==== DATASET CONTENT
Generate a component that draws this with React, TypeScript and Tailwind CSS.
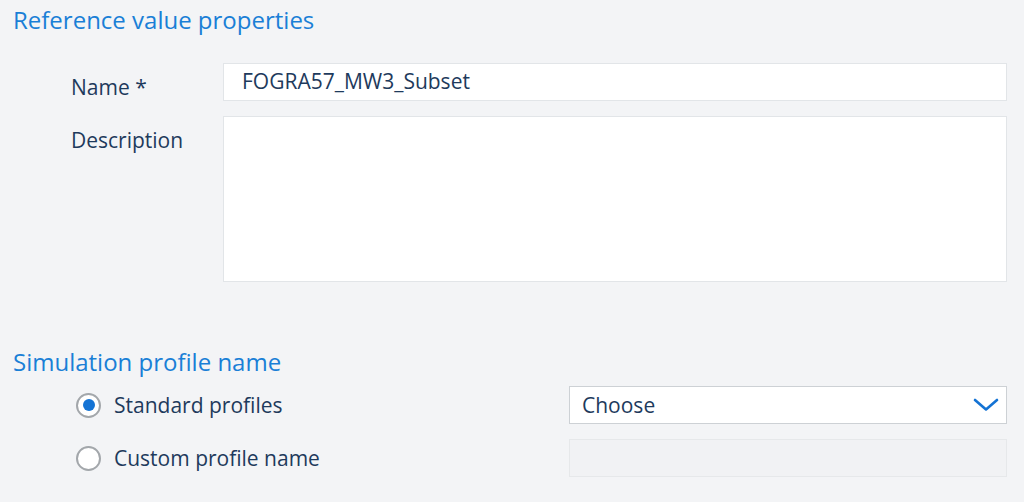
import React from 'react';

const labelColor = 'text-[#1e3a5c]';

function Radio({ checked }: { checked?: boolean }) {
  return (
    <span className="flex h-[25px] w-[25px] shrink-0 items-center justify-center rounded-full border-2 border-[#a3a7ab] bg-white">
      {checked && <span className="h-[12px] w-[12px] rounded-full bg-[#1473d4]" />}
    </span>
  );
}

export default function App() {
  return (
    <div
      className="h-[502px] w-full overflow-hidden bg-[#f3f4f6] pr-[17px]"
      style={{ fontFamily: '"Open Sans", "Noto Sans", sans-serif' }}
    >
      <h2 className="flex h-[40px] items-center pl-[13px] text-[24px] text-[#1a7fd6]">
        Reference value properties
      </h2>

      <div className="mt-[23px] grid grid-cols-[223px_1fr] gap-y-[15px]">
        <label className={`pl-[71px] pt-[12px] text-[21px] leading-[24px] ${labelColor}`}>Name *</label>
        <div className="flex h-[38px] items-center border border-[#e2e5e8] bg-white pl-[18px] text-[21px] text-[#1e3a5c]">
          FOGRA57_MW3_Subset
        </div>

        <label className={`pl-[71px] pt-[12px] text-[21px] leading-[24px] ${labelColor}`}>Description</label>
        <div className="h-[166px] border border-[#e2e5e8] bg-white" />
      </div>

      <h2 className="mt-[60px] flex h-[40px] items-center pl-[13px] text-[24px] text-[#1a7fd6]">
        Simulation profile name
      </h2>

      <div className="mt-[4px] flex flex-col gap-[15px]">
        <div className="flex items-center">
          <div className="flex w-[569px] items-center gap-[13px] pl-[76px]">
            <Radio checked />
            <span className={`text-[21px] leading-[24px] ${labelColor}`}>Standard profiles</span>
          </div>
          <div className="flex h-[38px] flex-1 items-center justify-between border border-[#cdd1d5] bg-white pl-[12px] pr-[7px]">
            <span className={`text-[21px] leading-[24px] ${labelColor}`}>Choose</span>
            <svg width="26" height="14" viewBox="0 0 26 14" fill="none">
              <path d="M2 2 L13 11.5 L24 2" stroke="#1473d4" strokeWidth="2.6" strokeLinecap="round" strokeLinejoin="round" />
            </svg>
          </div>
        </div>
        <div className="flex items-center">
          <div className="flex w-[569px] items-center gap-[13px] pl-[76px]">
            <Radio />
            <span className={`text-[21px] leading-[24px] ${labelColor}`}>Custom profile name</span>
          </div>
          <div className="h-[38px] flex-1 border border-[#e6e8ea] bg-[#f1f2f4]" />
        </div>
      </div>
    </div>
  );
}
========
_TASK TO COMPLETE_. Return the listing above word for word, with the pictures removed.

_FULL ANSWER_.
Generate a component that draws this with React, TypeScript and Tailwind CSS.
import React from 'react';

const labelColor = 'text-[#1e3a5c]';

function Radio({ checked }: { checked?: boolean }) {
  return (
    <span className="flex h-[25px] w-[25px] shrink-0 items-center justify-center rounded-full border-2 border-[#a3a7ab] bg-white">
      {checked && <span className="h-[12px] w-[12px] rounded-full bg-[#1473d4]" />}
    </span>
  );
}

export default function App() {
  return (
    <div
      className="h-[502px] w-full overflow-hidden bg-[#f3f4f6] pr-[17px]"
      style={{ fontFamily: '"Open Sans", "Noto Sans", sans-serif' }}
    >
      <h2 className="flex h-[40px] items-center pl-[13px] text-[24px] text-[#1a7fd6]">
        Reference value properties
      </h2>

      <div className="mt-[23px] grid grid-cols-[223px_1fr] gap-y-[15px]">
        <label className={`pl-[71px] pt-[12px] text-[21px] leading-[24px] ${labelColor}`}>Name *</label>
        <div className="flex h-[38px] items-center border border-[#e2e5e8] bg-white pl-[18px] text-[21px] text-[#1e3a5c]">
          FOGRA57_MW3_Subset
        </div>

        <label className={`pl-[71px] pt-[12px] text-[21px] leading-[24px] ${labelColor}`}>Description</label>
        <div className="h-[166px] border border-[#e2e5e8] bg-white" />
      </div>

      <h2 className="mt-[60px] flex h-[40px] items-center pl-[13px] text-[24px] text-[#1a7fd6]">
        Simulation profile name
      </h2>

      <div className="mt-[4px] flex flex-col gap-[15px]">
        <div className="flex items-center">
          <div className="flex w-[569px] items-center gap-[13px] pl-[76px]">
            <Radio checked />
            <span className={`text-[21px] leading-[24px] ${labelColor}`}>Standard profiles</span>
          </div>
          <div className="flex h-[38px] flex-1 items-center justify-between border border-[#cdd1d5] bg-white pl-[12px] pr-[7px]">
            <span className={`text-[21px] leading-[24px] ${labelColor}`}>Choose</span>
            <svg width="26" height="14" viewBox="0 0 26 14" fill="none">
              <path d="M2 2 L13 11.5 L24 2" stroke="#1473d4" strokeWidth="2.6" strokeLinecap="round" strokeLinejoin="round" />
            </svg>
          </div>
        </div>
        <div className="flex items-center">
          <div className="flex w-[569px] items-center gap-[13px] pl-[76px]">
            <Radio />
            <span className={`text-[21px] leading-[24px] ${labelColor}`}>Custom profile name</span>
          </div>
          <div className="h-[38px] flex-1 border border-[#e6e8ea] bg-[#f1f2f4]" />
        </div>
      </div>
    </div>
  );
}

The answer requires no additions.